──────── Dataset section ────────

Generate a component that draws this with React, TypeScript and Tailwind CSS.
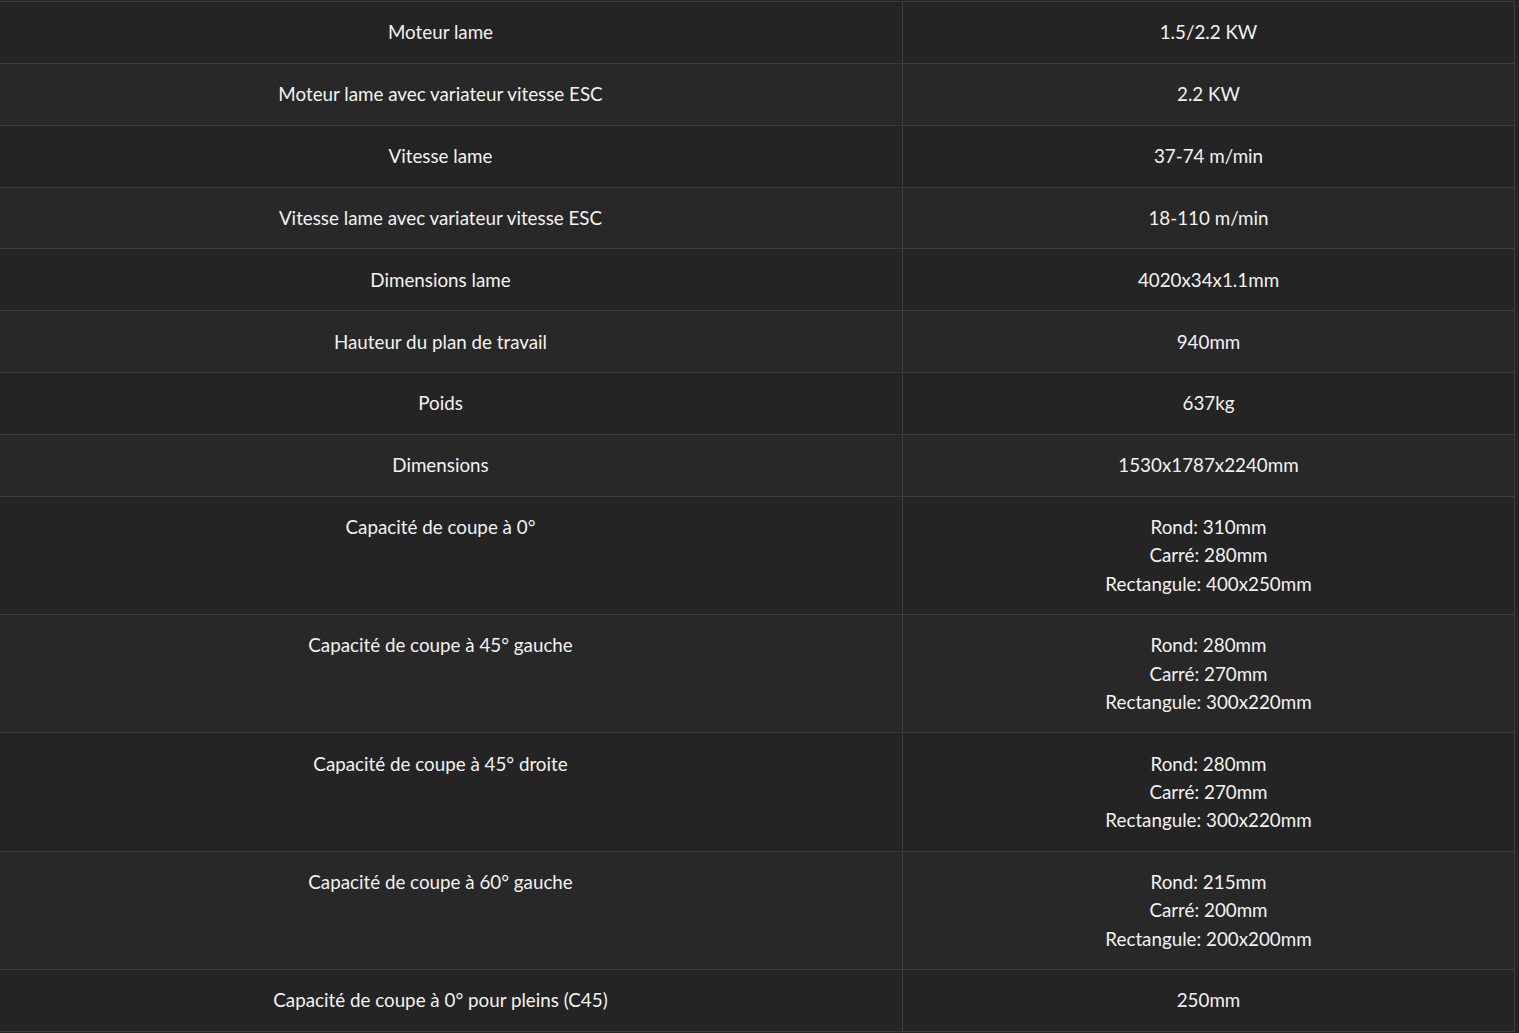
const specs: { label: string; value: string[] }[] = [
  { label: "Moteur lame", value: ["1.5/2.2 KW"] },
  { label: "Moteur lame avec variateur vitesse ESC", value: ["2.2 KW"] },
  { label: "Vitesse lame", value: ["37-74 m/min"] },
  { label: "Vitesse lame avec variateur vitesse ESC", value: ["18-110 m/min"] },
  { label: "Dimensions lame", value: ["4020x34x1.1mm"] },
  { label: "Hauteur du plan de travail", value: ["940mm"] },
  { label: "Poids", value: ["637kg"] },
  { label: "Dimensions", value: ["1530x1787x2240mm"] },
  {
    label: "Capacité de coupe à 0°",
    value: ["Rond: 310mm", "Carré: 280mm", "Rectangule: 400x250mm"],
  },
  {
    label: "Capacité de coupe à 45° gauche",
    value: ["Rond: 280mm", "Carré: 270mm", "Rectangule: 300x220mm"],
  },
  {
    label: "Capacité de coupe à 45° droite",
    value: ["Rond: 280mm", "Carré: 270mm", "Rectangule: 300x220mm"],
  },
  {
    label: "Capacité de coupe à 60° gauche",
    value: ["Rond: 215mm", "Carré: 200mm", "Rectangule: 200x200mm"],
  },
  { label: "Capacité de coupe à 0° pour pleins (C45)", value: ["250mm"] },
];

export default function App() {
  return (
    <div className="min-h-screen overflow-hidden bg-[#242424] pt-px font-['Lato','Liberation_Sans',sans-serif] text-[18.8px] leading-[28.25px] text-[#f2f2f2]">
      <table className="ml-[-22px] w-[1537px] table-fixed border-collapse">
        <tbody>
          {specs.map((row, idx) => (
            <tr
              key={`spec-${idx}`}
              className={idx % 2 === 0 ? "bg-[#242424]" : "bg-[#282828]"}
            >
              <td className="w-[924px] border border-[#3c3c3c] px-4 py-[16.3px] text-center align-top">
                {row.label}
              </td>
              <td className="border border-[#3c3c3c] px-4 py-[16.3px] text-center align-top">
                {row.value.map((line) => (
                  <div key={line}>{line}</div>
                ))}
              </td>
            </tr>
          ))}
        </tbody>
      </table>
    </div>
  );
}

────────

Pictures are excluded; output everything else in the data verbatim.

Generate a component that draws this with React, TypeScript and Tailwind CSS.
const specs: { label: string; value: string[] }[] = [
  { label: "Moteur lame", value: ["1.5/2.2 KW"] },
  { label: "Moteur lame avec variateur vitesse ESC", value: ["2.2 KW"] },
  { label: "Vitesse lame", value: ["37-74 m/min"] },
  { label: "Vitesse lame avec variateur vitesse ESC", value: ["18-110 m/min"] },
  { label: "Dimensions lame", value: ["4020x34x1.1mm"] },
  { label: "Hauteur du plan de travail", value: ["940mm"] },
  { label: "Poids", value: ["637kg"] },
  { label: "Dimensions", value: ["1530x1787x2240mm"] },
  {
    label: "Capacité de coupe à 0°",
    value: ["Rond: 310mm", "Carré: 280mm", "Rectangule: 400x250mm"],
  },
  {
    label: "Capacité de coupe à 45° gauche",
    value: ["Rond: 280mm", "Carré: 270mm", "Rectangule: 300x220mm"],
  },
  {
    label: "Capacité de coupe à 45° droite",
    value: ["Rond: 280mm", "Carré: 270mm", "Rectangule: 300x220mm"],
  },
  {
    label: "Capacité de coupe à 60° gauche",
    value: ["Rond: 215mm", "Carré: 200mm", "Rectangule: 200x200mm"],
  },
  { label: "Capacité de coupe à 0° pour pleins (C45)", value: ["250mm"] },
];

export default function App() {
  return (
    <div className="min-h-screen overflow-hidden bg-[#242424] pt-px font-['Lato','Liberation_Sans',sans-serif] text-[18.8px] leading-[28.25px] text-[#f2f2f2]">
      <table className="ml-[-22px] w-[1537px] table-fixed border-collapse">
        <tbody>
          {specs.map((row, idx) => (
            <tr
              key={`spec-${idx}`}
              className={idx % 2 === 0 ? "bg-[#242424]" : "bg-[#282828]"}
            >
              <td className="w-[924px] border border-[#3c3c3c] px-4 py-[16.3px] text-center align-top">
                {row.label}
              </td>
              <td className="border border-[#3c3c3c] px-4 py-[16.3px] text-center align-top">
                {row.value.map((line) => (
                  <div key={line}>{line}</div>
                ))}
              </td>
            </tr>
          ))}
        </tbody>
      </table>
    </div>
  );
}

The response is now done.